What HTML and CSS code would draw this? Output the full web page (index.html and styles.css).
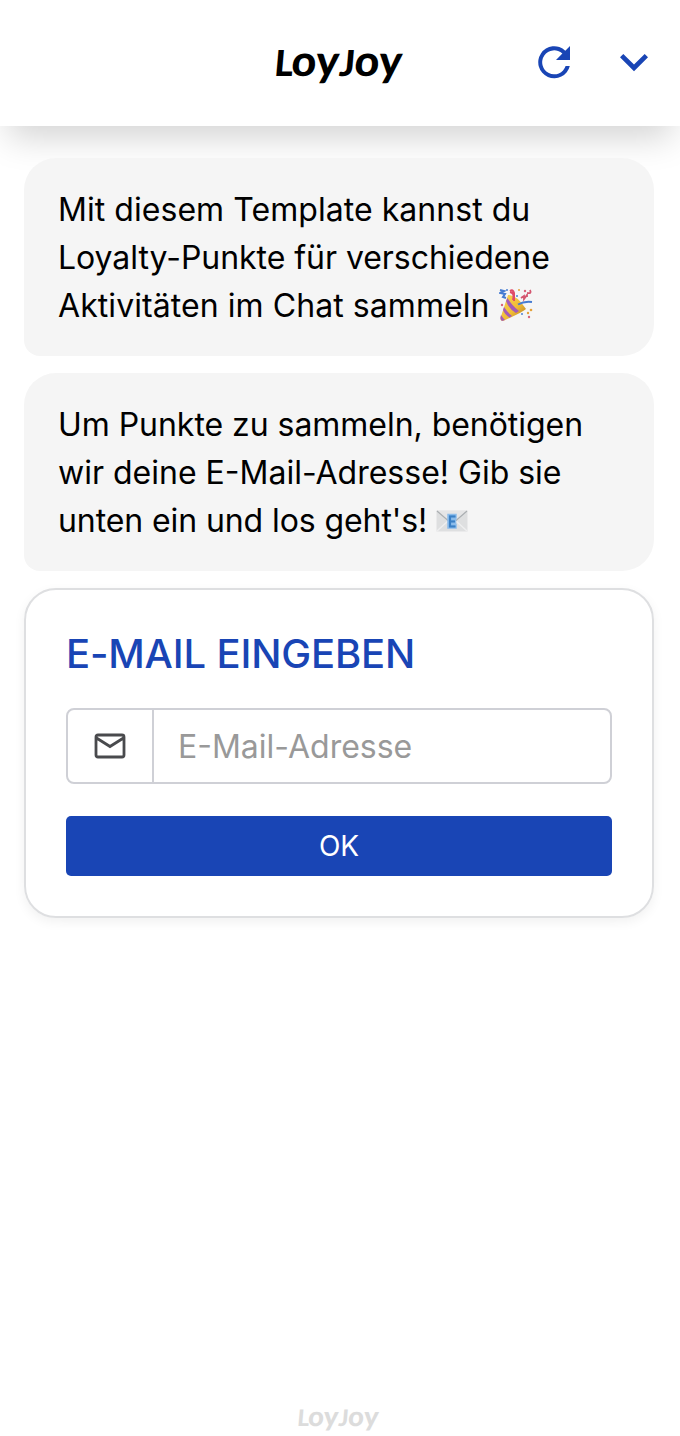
FILE: index.html
```html
<!DOCTYPE html>
<html lang="de">
<head>
<meta charset="utf-8">
<title>LoyJoy</title>
<link rel="stylesheet" href="styles.css">
</head>
<body>
<div class="chat">
  <header class="header">
    <svg class="logo" viewBox="0 0 130 44" role="img" aria-label="LoyJoy"><text class="logo-text" transform="translate(0 33) skewX(-5)" x="-1.500 15.500 40 63.500 78.500 103" y="0">L<tspan class="logo-low">oy</tspan>J<tspan class="logo-low">oy</tspan></text></svg>
    <div class="actions">
      <button class="icon-button" aria-label="Neu starten"><svg class="icon" viewBox="0 0 48 48"><path d="M35.300 11.700A16 16 0 1 0 39.800 27H35.600A12 12 0 1 1 32.400 14.600L26 21H40V7Z"/></svg></button>
      <button class="icon-button" aria-label="Minimieren"><svg class="icon" viewBox="0 0 48 48"><path d="M13.300 14.900 24 25.600 34.700 14.900 38 18.200 24 32.200 10 18.200Z"/></svg></button>
    </div>
  </header>
  <main class="messages">
    <p class="bubble"><span class="line line-a">Mit diesem Template kannst du</span><br><span class="line line-b">Loyalty-Punkte für verschiedene</span><br><span class="line line-c">Aktivitäten im Chat sammeln </span><svg class="emoji party" viewBox="0 0 34 34">
      <defs><linearGradient id="gold" x1="0" y1="0" x2="1" y2="1"><stop offset="0" stop-color="#f6d45a"/><stop offset=".55" stop-color="#f2bd35"/><stop offset="1" stop-color="#a9701f"/></linearGradient></defs>
      <path d="M9 7Q17 6 27 21Q24 24 4 33Q1 33 1.500 30Z" fill="url(#gold)"/>
      <path d="M7 13 8.500 10Q13 18 20 23L17 25Q10 21 7 13ZM4 22 5 19Q9 25 13 28L10.500 29.500Q6 27 4 22ZM1.500 29 2 27Q4 30 6 32L3 33Q1 32 1.500 29Z" fill="#a35bb8"/>
      <path d="M15 13V5Q14 1 11 3M11 4Q16 5 14 12" fill="none" stroke="#e04b67" stroke-width="2"/>
      <path d="M1 2 5 3 1 5 6 6 4 9 7 10M19 16.500Q25 13 33 14" fill="none" stroke="#467cd2" stroke-width="2"/>
      <path d="M22 10 25 8 25 11 28 7 28 9M28 5Q33 6 31 2" fill="none" stroke="#d45770" stroke-width="1.800"/>
      <g fill="#4d82d5"><circle cx="8" cy="2" r="1"/><circle cx="18" cy="8" r="1"/><circle cx="23" cy="26" r="1"/></g>
      <g fill="#da647a"><circle cx="3" cy="17" r="1.200"/><circle cx="26" cy="3" r="1.200"/><circle cx="30" cy="29" r="1.200"/></g>
      <g fill="#e4a23b"><circle cx="32" cy="22" r="1.300"/><circle cx="29" cy="25" r="1.200"/><circle cx="20" cy="2" r="1"/></g>
    </svg></p>
    <p class="bubble"><span class="line line-d">Um Punkte zu sammeln, benötigen</span><br><span class="line">wir deine E-Mail-Adresse! Gib sie</span><br><span class="line line-e">unten ein und los geht's! </span><svg class="emoji mail" viewBox="0 0 32 22">
      <path d="M.5.500H31.500V21.500H.5Z" fill="#dedfe0"/>
      <path d="M1 21 12 11M31 21 20 11" stroke="#eeeeef" stroke-width="1.500"/>
      <path d="M1 1 16 14 31 1" fill="#e5e5e6" stroke="#aaaeb1" stroke-width="1.200"/>
      <path d="M12 4.500H20V8H16V9.500H19.500V13H16V14.500H20V18H12Z" fill="#68a8e4" stroke="#8cbcea" stroke-width="1.500"/>
      <path d="M19.500 6.500H14V16.500H19.500M14 11.500H19" fill="none" stroke="#3b80c5" stroke-width="2"/>
    </svg></p>
    <form class="card">
      <h1 class="title">E-MAIL EINGEBEN</h1>
      <div class="field">
        <span class="field-icon"><svg class="envelope" viewBox="0 0 32 26"><path d="M4 2H28Q30 2 30 4V22Q30 24 28 24H4Q2 24 2 22V4Q2 2 4 2ZM2.500 5 16 13.500 29.500 5"/></svg></span>
        <input class="input" type="email" placeholder="E-Mail-Adresse">
      </div>
      <button class="submit" type="button">OK</button>
    </form>
  </main>
  <footer class="footer"><svg class="footer-logo" viewBox="0 0 130 44" role="img" aria-label="LoyJoy"><text class="logo-text" transform="translate(0 33) skewX(-5)" x="-1.500 15.500 40 63.500 78.500 103" y="0">L<tspan class="logo-low">oy</tspan>J<tspan class="logo-low">oy</tspan></text></svg></footer>
</div>
</body>
</html>
```

FILE: styles.css
```css
* { box-sizing: border-box; }
body { margin: 0; background: #fff; color: #000; font-family: Inter, sans-serif; }
.chat { display: flex; flex-direction: column; height: 1436px; overflow: hidden; }
.header { display: grid; grid-template-columns: 1fr 130px 1fr; align-items: center; height: 126px; flex: none; padding: 0 22px; box-shadow: 0 20px 32px -8px rgba(0, 0, 0, .17); }
.logo { grid-column: 2; width: 130px; height: 44px; margin-top: 4px; overflow: visible; }
.logo-text { font: 900 36px Lato, sans-serif; }
.logo-low { font-size: 43px; }
.actions { display: flex; justify-content: flex-end; gap: 32px; }
.icon-button { width: 48px; height: 48px; padding: 0; border: 0; background: none; color: #1945b5; }
.icon { display: block; width: 48px; height: 48px; fill: currentColor; }
.messages { display: flex; flex: 1; flex-direction: column; gap: 17px; padding: 32px 26px 0 24px; }
.bubble { height: 198px; margin: 0; padding: 28px 34px; border-radius: 32px 32px 32px 16px; background: #f5f5f5; font-size: 32px; line-height: 48px; white-space: nowrap; }
.line-a { letter-spacing: .05px; }
.line-b, .line-d { letter-spacing: -.04px; }
.line-c { letter-spacing: .07px; }
.line-e { letter-spacing: -.09px; }
.emoji { display: inline-block; }
.party { width: 34px; height: 34px; vertical-align: -5px; }
.mail { width: 32px; height: 22px; vertical-align: 0; }
.card { height: 330px; padding: 40px; border: 2px solid #dedfe1; border-radius: 32px; box-shadow: 0 4px 12px rgba(0, 0, 0, .06); }
.title { margin: 0 0 30px; color: #1945b5; font-size: 40px; font-weight: 500; line-height: 48px; letter-spacing: -.17px; white-space: nowrap; }
.field { display: flex; height: 76px; border: 2px solid #cfd0d6; border-radius: 8px; }
.field-icon { display: flex; align-items: center; justify-content: center; width: 86px; border-right: 2px solid #cfd0d6; }
.envelope { width: 32px; height: 26px; fill: none; stroke: #494a4d; stroke-width: 2.8; }
.input { flex: 1; min-width: 0; padding: 0 24px; border: 0; background: none; font: 32px Inter, sans-serif; }
.input::placeholder { color: #999; opacity: 1; }
.submit { display: block; width: 100%; height: 60px; margin-top: 32px; padding: 0; border: 0; border-radius: 5px; background: #1945b5; color: #fff; font: 28px Inter, sans-serif; }
.footer { display: flex; justify-content: center; height: 36px; padding-right: 2px; fill: #dcdcdc; }
.footer-logo { width: 84px; height: 28px; margin-top: 5px; overflow: visible; }
```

══════

PROBLEM TO SOLVE: Return each line from the material above exactly, but not the pictures.

EXERCISE OUTPUT:
What HTML and CSS code would draw this? Output the full web page (index.html and styles.css).
FILE: index.html
```html
<!DOCTYPE html>
<html lang="de">
<head>
<meta charset="utf-8">
<title>LoyJoy</title>
<link rel="stylesheet" href="styles.css">
</head>
<body>
<div class="chat">
  <header class="header">
    <svg class="logo" viewBox="0 0 130 44" role="img" aria-label="LoyJoy"><text class="logo-text" transform="translate(0 33) skewX(-5)" x="-1.500 15.500 40 63.500 78.500 103" y="0">L<tspan class="logo-low">oy</tspan>J<tspan class="logo-low">oy</tspan></text></svg>
    <div class="actions">
      <button class="icon-button" aria-label="Neu starten"><svg class="icon" viewBox="0 0 48 48"><path d="M35.300 11.700A16 16 0 1 0 39.800 27H35.600A12 12 0 1 1 32.400 14.600L26 21H40V7Z"/></svg></button>
      <button class="icon-button" aria-label="Minimieren"><svg class="icon" viewBox="0 0 48 48"><path d="M13.300 14.900 24 25.600 34.700 14.900 38 18.200 24 32.200 10 18.200Z"/></svg></button>
    </div>
  </header>
  <main class="messages">
    <p class="bubble"><span class="line line-a">Mit diesem Template kannst du</span><br><span class="line line-b">Loyalty-Punkte für verschiedene</span><br><span class="line line-c">Aktivitäten im Chat sammeln </span><svg class="emoji party" viewBox="0 0 34 34">
      <defs><linearGradient id="gold" x1="0" y1="0" x2="1" y2="1"><stop offset="0" stop-color="#f6d45a"/><stop offset=".55" stop-color="#f2bd35"/><stop offset="1" stop-color="#a9701f"/></linearGradient></defs>
      <path d="M9 7Q17 6 27 21Q24 24 4 33Q1 33 1.500 30Z" fill="url(#gold)"/>
      <path d="M7 13 8.500 10Q13 18 20 23L17 25Q10 21 7 13ZM4 22 5 19Q9 25 13 28L10.500 29.500Q6 27 4 22ZM1.500 29 2 27Q4 30 6 32L3 33Q1 32 1.500 29Z" fill="#a35bb8"/>
      <path d="M15 13V5Q14 1 11 3M11 4Q16 5 14 12" fill="none" stroke="#e04b67" stroke-width="2"/>
      <path d="M1 2 5 3 1 5 6 6 4 9 7 10M19 16.500Q25 13 33 14" fill="none" stroke="#467cd2" stroke-width="2"/>
      <path d="M22 10 25 8 25 11 28 7 28 9M28 5Q33 6 31 2" fill="none" stroke="#d45770" stroke-width="1.800"/>
      <g fill="#4d82d5"><circle cx="8" cy="2" r="1"/><circle cx="18" cy="8" r="1"/><circle cx="23" cy="26" r="1"/></g>
      <g fill="#da647a"><circle cx="3" cy="17" r="1.200"/><circle cx="26" cy="3" r="1.200"/><circle cx="30" cy="29" r="1.200"/></g>
      <g fill="#e4a23b"><circle cx="32" cy="22" r="1.300"/><circle cx="29" cy="25" r="1.200"/><circle cx="20" cy="2" r="1"/></g>
    </svg></p>
    <p class="bubble"><span class="line line-d">Um Punkte zu sammeln, benötigen</span><br><span class="line">wir deine E-Mail-Adresse! Gib sie</span><br><span class="line line-e">unten ein und los geht's! </span><svg class="emoji mail" viewBox="0 0 32 22">
      <path d="M.5.500H31.500V21.500H.5Z" fill="#dedfe0"/>
      <path d="M1 21 12 11M31 21 20 11" stroke="#eeeeef" stroke-width="1.500"/>
      <path d="M1 1 16 14 31 1" fill="#e5e5e6" stroke="#aaaeb1" stroke-width="1.200"/>
      <path d="M12 4.500H20V8H16V9.500H19.500V13H16V14.500H20V18H12Z" fill="#68a8e4" stroke="#8cbcea" stroke-width="1.500"/>
      <path d="M19.500 6.500H14V16.500H19.500M14 11.500H19" fill="none" stroke="#3b80c5" stroke-width="2"/>
    </svg></p>
    <form class="card">
      <h1 class="title">E-MAIL EINGEBEN</h1>
      <div class="field">
        <span class="field-icon"><svg class="envelope" viewBox="0 0 32 26"><path d="M4 2H28Q30 2 30 4V22Q30 24 28 24H4Q2 24 2 22V4Q2 2 4 2ZM2.500 5 16 13.500 29.500 5"/></svg></span>
        <input class="input" type="email" placeholder="E-Mail-Adresse">
      </div>
      <button class="submit" type="button">OK</button>
    </form>
  </main>
  <footer class="footer"><svg class="footer-logo" viewBox="0 0 130 44" role="img" aria-label="LoyJoy"><text class="logo-text" transform="translate(0 33) skewX(-5)" x="-1.500 15.500 40 63.500 78.500 103" y="0">L<tspan class="logo-low">oy</tspan>J<tspan class="logo-low">oy</tspan></text></svg></footer>
</div>
</body>
</html>
```

FILE: styles.css
```css
* { box-sizing: border-box; }
body { margin: 0; background: #fff; color: #000; font-family: Inter, sans-serif; }
.chat { display: flex; flex-direction: column; height: 1436px; overflow: hidden; }
.header { display: grid; grid-template-columns: 1fr 130px 1fr; align-items: center; height: 126px; flex: none; padding: 0 22px; box-shadow: 0 20px 32px -8px rgba(0, 0, 0, .17); }
.logo { grid-column: 2; width: 130px; height: 44px; margin-top: 4px; overflow: visible; }
.logo-text { font: 900 36px Lato, sans-serif; }
.logo-low { font-size: 43px; }
.actions { display: flex; justify-content: flex-end; gap: 32px; }
.icon-button { width: 48px; height: 48px; padding: 0; border: 0; background: none; color: #1945b5; }
.icon { display: block; width: 48px; height: 48px; fill: currentColor; }
.messages { display: flex; flex: 1; flex-direction: column; gap: 17px; padding: 32px 26px 0 24px; }
.bubble { height: 198px; margin: 0; padding: 28px 34px; border-radius: 32px 32px 32px 16px; background: #f5f5f5; font-size: 32px; line-height: 48px; white-space: nowrap; }
.line-a { letter-spacing: .05px; }
.line-b, .line-d { letter-spacing: -.04px; }
.line-c { letter-spacing: .07px; }
.line-e { letter-spacing: -.09px; }
.emoji { display: inline-block; }
.party { width: 34px; height: 34px; vertical-align: -5px; }
.mail { width: 32px; height: 22px; vertical-align: 0; }
.card { height: 330px; padding: 40px; border: 2px solid #dedfe1; border-radius: 32px; box-shadow: 0 4px 12px rgba(0, 0, 0, .06); }
.title { margin: 0 0 30px; color: #1945b5; font-size: 40px; font-weight: 500; line-height: 48px; letter-spacing: -.17px; white-space: nowrap; }
.field { display: flex; height: 76px; border: 2px solid #cfd0d6; border-radius: 8px; }
.field-icon { display: flex; align-items: center; justify-content: center; width: 86px; border-right: 2px solid #cfd0d6; }
.envelope { width: 32px; height: 26px; fill: none; stroke: #494a4d; stroke-width: 2.8; }
.input { flex: 1; min-width: 0; padding: 0 24px; border: 0; background: none; font: 32px Inter, sans-serif; }
.input::placeholder { color: #999; opacity: 1; }
.submit { display: block; width: 100%; height: 60px; margin-top: 32px; padding: 0; border: 0; border-radius: 5px; background: #1945b5; color: #fff; font: 28px Inter, sans-serif; }
.footer { display: flex; justify-content: center; height: 36px; padding-right: 2px; fill: #dcdcdc; }
.footer-logo { width: 84px; height: 28px; margin-top: 5px; overflow: visible; }
```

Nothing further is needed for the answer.